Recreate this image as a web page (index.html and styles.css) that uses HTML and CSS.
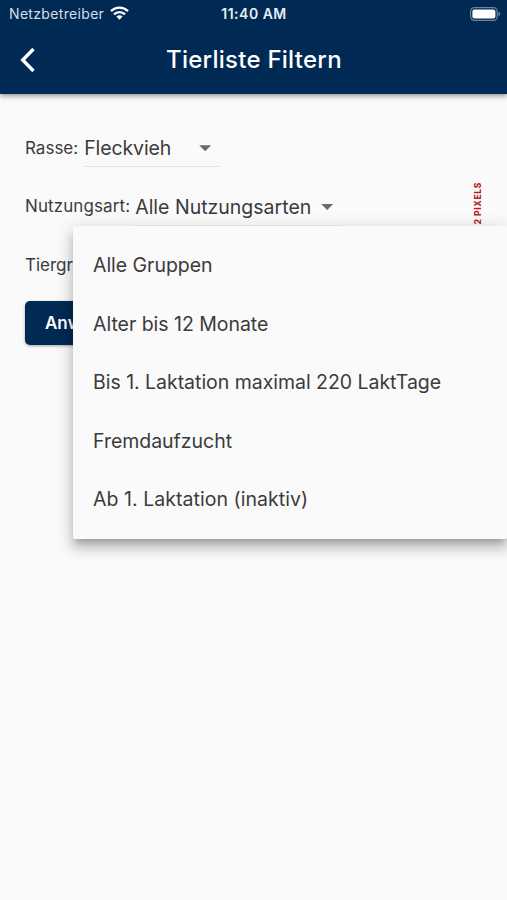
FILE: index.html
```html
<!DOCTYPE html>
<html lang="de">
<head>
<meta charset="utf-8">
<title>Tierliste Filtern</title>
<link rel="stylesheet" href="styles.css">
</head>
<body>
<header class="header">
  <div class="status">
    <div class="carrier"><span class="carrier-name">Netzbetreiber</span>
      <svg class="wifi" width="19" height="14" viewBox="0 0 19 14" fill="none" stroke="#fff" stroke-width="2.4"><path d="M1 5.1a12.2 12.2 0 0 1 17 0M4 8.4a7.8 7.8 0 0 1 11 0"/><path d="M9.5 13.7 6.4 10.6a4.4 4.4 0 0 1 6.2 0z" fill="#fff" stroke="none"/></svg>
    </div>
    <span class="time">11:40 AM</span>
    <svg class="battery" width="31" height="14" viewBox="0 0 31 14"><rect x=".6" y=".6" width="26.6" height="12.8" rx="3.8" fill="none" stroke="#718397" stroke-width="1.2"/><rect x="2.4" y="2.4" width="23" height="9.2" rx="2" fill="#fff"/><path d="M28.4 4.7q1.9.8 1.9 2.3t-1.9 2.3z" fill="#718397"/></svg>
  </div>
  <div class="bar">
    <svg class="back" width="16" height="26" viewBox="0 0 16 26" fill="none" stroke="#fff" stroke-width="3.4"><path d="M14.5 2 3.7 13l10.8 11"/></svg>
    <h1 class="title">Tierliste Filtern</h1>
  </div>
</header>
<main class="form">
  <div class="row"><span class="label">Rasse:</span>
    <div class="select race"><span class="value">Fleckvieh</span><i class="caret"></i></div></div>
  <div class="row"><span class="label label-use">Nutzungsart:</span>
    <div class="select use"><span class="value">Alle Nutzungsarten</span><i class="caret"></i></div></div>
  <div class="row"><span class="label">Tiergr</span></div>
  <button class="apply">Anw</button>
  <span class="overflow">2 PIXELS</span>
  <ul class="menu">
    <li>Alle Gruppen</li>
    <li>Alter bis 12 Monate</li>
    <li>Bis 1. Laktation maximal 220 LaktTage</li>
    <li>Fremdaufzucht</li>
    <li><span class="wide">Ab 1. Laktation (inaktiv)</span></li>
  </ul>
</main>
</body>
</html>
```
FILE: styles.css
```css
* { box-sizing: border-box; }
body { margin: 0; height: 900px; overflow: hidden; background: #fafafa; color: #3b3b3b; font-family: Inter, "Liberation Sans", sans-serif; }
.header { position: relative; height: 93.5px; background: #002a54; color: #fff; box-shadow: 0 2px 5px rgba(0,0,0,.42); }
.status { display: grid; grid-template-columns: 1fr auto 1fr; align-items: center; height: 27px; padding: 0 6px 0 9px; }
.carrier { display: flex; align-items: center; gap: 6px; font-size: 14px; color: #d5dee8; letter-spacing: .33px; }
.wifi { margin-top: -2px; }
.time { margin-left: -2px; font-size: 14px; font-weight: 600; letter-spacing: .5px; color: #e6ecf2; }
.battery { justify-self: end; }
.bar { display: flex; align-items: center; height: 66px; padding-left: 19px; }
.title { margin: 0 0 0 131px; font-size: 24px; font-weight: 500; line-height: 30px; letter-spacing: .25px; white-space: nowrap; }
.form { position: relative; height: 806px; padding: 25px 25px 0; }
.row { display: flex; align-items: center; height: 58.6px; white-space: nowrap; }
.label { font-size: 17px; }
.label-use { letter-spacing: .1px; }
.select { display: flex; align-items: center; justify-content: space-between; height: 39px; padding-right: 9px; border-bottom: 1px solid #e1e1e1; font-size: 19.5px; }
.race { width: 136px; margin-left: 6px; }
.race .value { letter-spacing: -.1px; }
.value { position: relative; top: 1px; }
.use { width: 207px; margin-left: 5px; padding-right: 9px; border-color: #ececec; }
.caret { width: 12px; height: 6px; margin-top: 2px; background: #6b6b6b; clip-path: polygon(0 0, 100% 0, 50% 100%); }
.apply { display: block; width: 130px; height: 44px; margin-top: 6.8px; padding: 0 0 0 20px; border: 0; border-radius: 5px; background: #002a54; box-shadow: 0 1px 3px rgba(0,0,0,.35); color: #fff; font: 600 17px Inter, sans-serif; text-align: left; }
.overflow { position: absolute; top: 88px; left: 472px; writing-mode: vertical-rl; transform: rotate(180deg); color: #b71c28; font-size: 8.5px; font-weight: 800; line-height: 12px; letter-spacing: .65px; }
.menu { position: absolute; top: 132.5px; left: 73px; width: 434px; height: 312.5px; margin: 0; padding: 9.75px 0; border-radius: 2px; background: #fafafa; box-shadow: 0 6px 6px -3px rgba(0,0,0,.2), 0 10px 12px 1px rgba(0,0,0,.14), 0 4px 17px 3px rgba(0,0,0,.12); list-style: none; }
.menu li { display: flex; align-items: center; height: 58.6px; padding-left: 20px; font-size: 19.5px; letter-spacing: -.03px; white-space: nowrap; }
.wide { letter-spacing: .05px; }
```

**What to work on**.
Without the pictures, transcribe the listing above exactly.

**Exercise answer**.
Recreate this image as a web page (index.html and styles.css) that uses HTML and CSS.
FILE: index.html
```html
<!DOCTYPE html>
<html lang="de">
<head>
<meta charset="utf-8">
<title>Tierliste Filtern</title>
<link rel="stylesheet" href="styles.css">
</head>
<body>
<header class="header">
  <div class="status">
    <div class="carrier"><span class="carrier-name">Netzbetreiber</span>
      <svg class="wifi" width="19" height="14" viewBox="0 0 19 14" fill="none" stroke="#fff" stroke-width="2.4"><path d="M1 5.1a12.2 12.2 0 0 1 17 0M4 8.4a7.8 7.8 0 0 1 11 0"/><path d="M9.5 13.7 6.4 10.6a4.4 4.4 0 0 1 6.2 0z" fill="#fff" stroke="none"/></svg>
    </div>
    <span class="time">11:40 AM</span>
    <svg class="battery" width="31" height="14" viewBox="0 0 31 14"><rect x=".6" y=".6" width="26.6" height="12.8" rx="3.8" fill="none" stroke="#718397" stroke-width="1.2"/><rect x="2.4" y="2.4" width="23" height="9.2" rx="2" fill="#fff"/><path d="M28.4 4.7q1.9.8 1.9 2.3t-1.9 2.3z" fill="#718397"/></svg>
  </div>
  <div class="bar">
    <svg class="back" width="16" height="26" viewBox="0 0 16 26" fill="none" stroke="#fff" stroke-width="3.4"><path d="M14.5 2 3.7 13l10.8 11"/></svg>
    <h1 class="title">Tierliste Filtern</h1>
  </div>
</header>
<main class="form">
  <div class="row"><span class="label">Rasse:</span>
    <div class="select race"><span class="value">Fleckvieh</span><i class="caret"></i></div></div>
  <div class="row"><span class="label label-use">Nutzungsart:</span>
    <div class="select use"><span class="value">Alle Nutzungsarten</span><i class="caret"></i></div></div>
  <div class="row"><span class="label">Tiergr</span></div>
  <button class="apply">Anw</button>
  <span class="overflow">2 PIXELS</span>
  <ul class="menu">
    <li>Alle Gruppen</li>
    <li>Alter bis 12 Monate</li>
    <li>Bis 1. Laktation maximal 220 LaktTage</li>
    <li>Fremdaufzucht</li>
    <li><span class="wide">Ab 1. Laktation (inaktiv)</span></li>
  </ul>
</main>
</body>
</html>
```
FILE: styles.css
```css
* { box-sizing: border-box; }
body { margin: 0; height: 900px; overflow: hidden; background: #fafafa; color: #3b3b3b; font-family: Inter, "Liberation Sans", sans-serif; }
.header { position: relative; height: 93.5px; background: #002a54; color: #fff; box-shadow: 0 2px 5px rgba(0,0,0,.42); }
.status { display: grid; grid-template-columns: 1fr auto 1fr; align-items: center; height: 27px; padding: 0 6px 0 9px; }
.carrier { display: flex; align-items: center; gap: 6px; font-size: 14px; color: #d5dee8; letter-spacing: .33px; }
.wifi { margin-top: -2px; }
.time { margin-left: -2px; font-size: 14px; font-weight: 600; letter-spacing: .5px; color: #e6ecf2; }
.battery { justify-self: end; }
.bar { display: flex; align-items: center; height: 66px; padding-left: 19px; }
.title { margin: 0 0 0 131px; font-size: 24px; font-weight: 500; line-height: 30px; letter-spacing: .25px; white-space: nowrap; }
.form { position: relative; height: 806px; padding: 25px 25px 0; }
.row { display: flex; align-items: center; height: 58.6px; white-space: nowrap; }
.label { font-size: 17px; }
.label-use { letter-spacing: .1px; }
.select { display: flex; align-items: center; justify-content: space-between; height: 39px; padding-right: 9px; border-bottom: 1px solid #e1e1e1; font-size: 19.5px; }
.race { width: 136px; margin-left: 6px; }
.race .value { letter-spacing: -.1px; }
.value { position: relative; top: 1px; }
.use { width: 207px; margin-left: 5px; padding-right: 9px; border-color: #ececec; }
.caret { width: 12px; height: 6px; margin-top: 2px; background: #6b6b6b; clip-path: polygon(0 0, 100% 0, 50% 100%); }
.apply { display: block; width: 130px; height: 44px; margin-top: 6.8px; padding: 0 0 0 20px; border: 0; border-radius: 5px; background: #002a54; box-shadow: 0 1px 3px rgba(0,0,0,.35); color: #fff; font: 600 17px Inter, sans-serif; text-align: left; }
.overflow { position: absolute; top: 88px; left: 472px; writing-mode: vertical-rl; transform: rotate(180deg); color: #b71c28; font-size: 8.5px; font-weight: 800; line-height: 12px; letter-spacing: .65px; }
.menu { position: absolute; top: 132.5px; left: 73px; width: 434px; height: 312.5px; margin: 0; padding: 9.75px 0; border-radius: 2px; background: #fafafa; box-shadow: 0 6px 6px -3px rgba(0,0,0,.2), 0 10px 12px 1px rgba(0,0,0,.14), 0 4px 17px 3px rgba(0,0,0,.12); list-style: none; }
.menu li { display: flex; align-items: center; height: 58.6px; padding-left: 20px; font-size: 19.5px; letter-spacing: -.03px; white-space: nowrap; }
.wide { letter-spacing: .05px; }
```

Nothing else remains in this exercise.